カテゴライズすることの暴力性は、たとえ良かれと思ってプラスのニュアンスで用いられることばであっても、変わりません。
1997年以降に生まれた世代を、「Z世代」と呼ぶ。とくにビジネスシーンで聞くことが増えてきた。
かくいう私も1998年生まれなので、ピチピチのZ世代なわけだが、「あ〜私ってZ世代!ミレニアル世代乙www」と思ったことは生まれてこのかた、一度もない。
さて、「Z世代」はサステナブルなものに興味があり、「ソーシャルグッドかどうか」を価値判断の軸として重要視している……なんて語られる。
Z世代として言わせてもらうが、オトナの勝手な「Z世代像」を押し付けないでほしい。
自分とは異なる存在を、カテゴライズすることによって人は安心する。
前回も同様の文を引用したが、あえて再び李琴峰氏の芥川賞受賞スピーチを引用する。
人間というのはいかに、他者をカテゴライズすることによって安心したがる生き物なのかということを、まざまざ見せつけられる形となりました。「あなたは○○だから、○○であるべきだ」「あの人は○○だ、道理で○○なわけだ」。彼らはそういう形で、本来であれば極めて複雑な思考を持つ人間を、極めて単純な属性と条件反射的な論理によって解釈しようとします。(生き延びるための奇跡 : 李琴峰 芥川賞受賞スピーチ全文掲載)
そゆこと。
価格やデザインとは別にソーシャルグッドかどうかが選択の基準になるとは言うが、サステナブルな商品は、今の日本では少々高すぎる。
国税庁によれば、日本人の平均年収は461万円。でもこのデータ、平均年齢が42.9歳。Z世代の平均年収はもっと低い(だろう)し、そもそも多くのZ世代は現在扶養に入っている。
にもかかわらず、「Z世代はこういったブランドが好きだろう」などと比較的高価なスモールブランドを紹介することには、一種の暴力性がある、と思う。
十分な収入を得ていない存在に対して、「彼らは”価格”よりも大事にしているものがある」と語りうるのだろうか。
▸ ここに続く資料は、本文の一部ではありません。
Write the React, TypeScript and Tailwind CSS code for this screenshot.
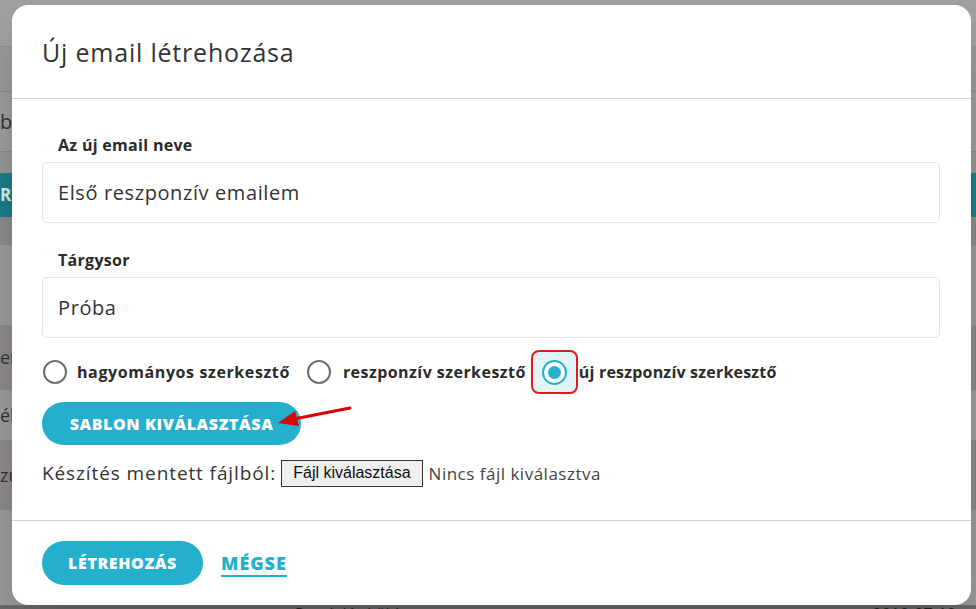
import React from 'react';

const font = { fontFamily: '"Open Sans", "Liberation Sans", sans-serif' };

// dimmed page behind the dialog
const BackgroundPage = () => {
  return (
    <div className="flex flex-col w-full h-[609px] overflow-hidden text-[#333]">
      <div className="h-[47px] shrink-0 bg-[#a0a0a0] border-b border-[#8f8f8f]" />
      <div className="h-[45px] shrink-0 bg-[#999999] border-b border-[#8a8a8a]" />
      <div className="h-[60px] shrink-0 bg-[#9c9c9c] border-b border-[#8a8a8a] flex items-center">
        <span className="text-[20px]">b</span>
      </div>
      <div className="h-[21px] shrink-0 bg-[#959595]" />
      <div className="h-[44px] shrink-0 bg-[#1b7e89] flex items-center">
        <span className="text-[17px] font-bold text-[#d9e9eb]">RE</span>
      </div>
      <div className="h-[28px] shrink-0 bg-[#8b8b8b]" />
      <div className="h-[80px] shrink-0 bg-[#9a9a9a]" />
      <div className="h-[65px] shrink-0 bg-[#8e8a8a] flex items-center">
        <span className="text-[18px]">er</span>
      </div>
      <div className="h-[50px] shrink-0 bg-[#9b9b9b] flex items-center">
        <span className="text-[18px]">ék</span>
      </div>
      <div className="h-[70px] shrink-0 bg-[#8e8a8a] flex items-center">
        <span className="text-[18px]">zü</span>
      </div>
      <div className="h-[95px] shrink-0 bg-[#9a9a9a]" />
      <div className="h-[30px] shrink-0 bg-[#6b6b6b] flex items-start pt-[1px]">
        <span className="ml-[295px] text-[16px] text-[#222] leading-none">Rendelés küldve</span>
        <span className="ml-auto mr-[20px] text-[16px] text-[#222] leading-none">2019-07-10</span>
      </div>
    </div>
  );
};

const Radio = ({ checked }: { checked?: boolean }) => (
  <div
    className={
      checked
        ? 'w-[25px] h-[25px] rounded-full border-2 border-[#24b0cc] flex items-center justify-center bg-white'
        : 'w-[24px] h-[24px] rounded-full border-2 border-[#707070] bg-white'
    }
  >
    {checked && <div className="w-[13px] h-[13px] rounded-full bg-[#24b0cc]" />}
  </div>
);

export default function App() {
  return (
    <div className="relative w-full h-[609px] overflow-hidden" style={font}>
      <BackgroundPage />

      {/* Modal */}
      <div className="absolute left-[12px] top-[5px] w-[959px] h-[600px] bg-white rounded-[16px] shadow-2xl flex flex-col">
        {/* Header */}
        <div className="h-[94px] shrink-0 border-b border-[#d7ced2] flex items-center pl-[30px] pt-[2px]">
          <h2 className="text-[25px] tracking-[0.8px] text-[#333] font-normal">Új email létrehozása</h2>
        </div>

        {/* Body */}
        <div className="relative flex-1 px-[30px] pt-[35px]">
          <label className="block pl-[16px] text-[16px] tracking-[0.3px] font-bold text-[#2b2b2b] leading-[22px]">
            Az új email neve
          </label>
          <div className="mt-[6px] h-[61px] w-[898px] border border-[#e4e4e4] rounded-[5px] flex items-center px-[15px]">
            <span className="text-[20px] tracking-[0.6px] text-[#333]">Első reszponzív emailem</span>
          </div>

          <label className="block mt-[26px] pl-[16px] text-[16px] tracking-[0.3px] font-bold text-[#2b2b2b] leading-[22px]">
            Tárgysor
          </label>
          <div className="mt-[6px] h-[61px] w-[898px] border border-[#e4e4e4] rounded-[5px] flex items-center px-[15px]">
            <span className="text-[20px] tracking-[0.6px] text-[#333]">Próba</span>
          </div>

          {/* editor choice */}
          <div className="mt-[12px] h-[44px] flex items-center text-[16px] font-bold text-[#2b2b2b]">
            <div className="ml-[1px]">
              <Radio />
            </div>
            <span className="ml-[10px] tracking-[0.6px]">hagyományos szerkesztő</span>
            <div className="ml-[17px]">
              <Radio />
            </div>
            <span className="ml-[12px] tracking-[0.45px]">reszponzív szerkesztő</span>
            <div className="ml-[5px] w-[47px] h-[44px] rounded-[8px] border-2 border-[#e01b1b] bg-[#e2f4f8] flex items-center justify-center">
              <Radio checked />
            </div>
            <span className="ml-[1px] tracking-[0.2px]">új reszponzív szerkesztő</span>
          </div>

          <button className="mt-[8px] h-[43px] w-[259px] rounded-full bg-[#24b0cc] text-white text-[16px] tracking-[0.6px] font-extrabold">
            SABLON KIVÁLASZTÁSA
          </button>

          <div className="mt-[14px] flex items-center">
            <span className="text-[19px] tracking-[0.9px] text-[#333]">Készítés mentett fájlból:</span>
            <span
              className="ml-[5px] h-[27px] px-[11px] border border-[#333] bg-[#efefef] text-[16px] text-[#111] flex items-center"
              style={{ fontFamily: '"Liberation Sans", Arial, sans-serif' }}
            >
              Fájl kiválasztása
            </span>
            <span className="ml-[6px] text-[17px] tracking-[0.5px] text-[#444]">Nincs fájl kiválasztva</span>
          </div>

          {/* annotation arrow */}
          <svg className="absolute left-[262px] top-[304px]" width="80" height="30" viewBox="0 0 80 30">
            <line x1="76" y1="5" x2="20" y2="16" stroke="#e00000" strokeWidth="3" strokeLinecap="round" />
            <polygon points="4,20 21,8 25,23" fill="#e00000" />
          </svg>
        </div>

        {/* Footer */}
        <div className="h-[85px] shrink-0 border-t border-[#d7ced2] flex items-center pl-[30px]">
          <button className="h-[44px] w-[161px] rounded-full bg-[#24b0cc] text-white text-[16px] tracking-[0.6px] font-extrabold">
            LÉTREHOZÁS
          </button>
          <button className="ml-[18px] text-[#24b0cc] text-[18px] tracking-[1px] font-extrabold border-b-2 border-[#24b0cc] leading-[24px] mt-[2px]">
            MÉGSE
          </button>
        </div>
      </div>
    </div>
  );
}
まるで、ない袖を振れない現在の若者を牽制するかのように、「環境に配慮したものであれば多少高価であっても買うZ世代」の虚像、いや、ハリボテが設計され、そこにフィットするように自身を調整させるような。
その作為を最も感じたのが、この記事だ。
Z世代と呼ばれる若者は『消費』を少し違った視点で捉えていることです。彼らは『循環型/サーキュラー』というキーワードを重視しながら、強い意志を持って商品を選んでいるのです
とある一方、詳細を見てみると、
3人に1人は、パンデミック前よりもサステナブルなファッションの選択に関心を持っているという。その背景としては「お金を浪費したくない」と答えた人が60%、「環境汚染への懸念」が51%だった
実際は経済的合理性の方が重視されている現状があったり、
中古市場は2030年までにファストファッションよりも2倍以上大きくなると予想されており、倹約家の5人に2人が新品ではなく古着を購入したいという
では敢えて「倹約家」をサンプルにしているあたり、なんだか、ずるい。
昨今、「サステナブル疲れ」が話題になっているが、原因を考えてみてほしい。
本来生まれた年代を指すだけの概念だから、1997年以降に生まれた人は、問答無用で「Z世代」として括られる。にもかかわらず、その「Z世代」に年齢以外のキャラ設定を盛り込むのは、「多様性の時代」にふさわしくない蛮行ではないか。
ファストファッションが好きな人もいる。
ハイブランドが好きな人もいる。
もちろん、サステナブルなプロダクトが好きな人もいる。
しかし、「Z世代らしさ」を社会が求めるから、そこに自分を当てはめていく。いや、いかざるをえない。自分を偽るのだ、疲れないはずがない。
私自身、サステナブルなプロダクトが好きだが、ファストファッションだって好きだし、ハイブランドだってもらったら嬉しい。
自身が渦中にいるからこそ、思う。
少なくとも私は、どんな場面であろうと、「分類」の危うさには敏感でありたい。
そう思いながら、今日もSDGs MAGAZINEを読む。
大先輩の皆々様が「Z世代」の2年目社員に求めるものに、必死に食らいついていくために。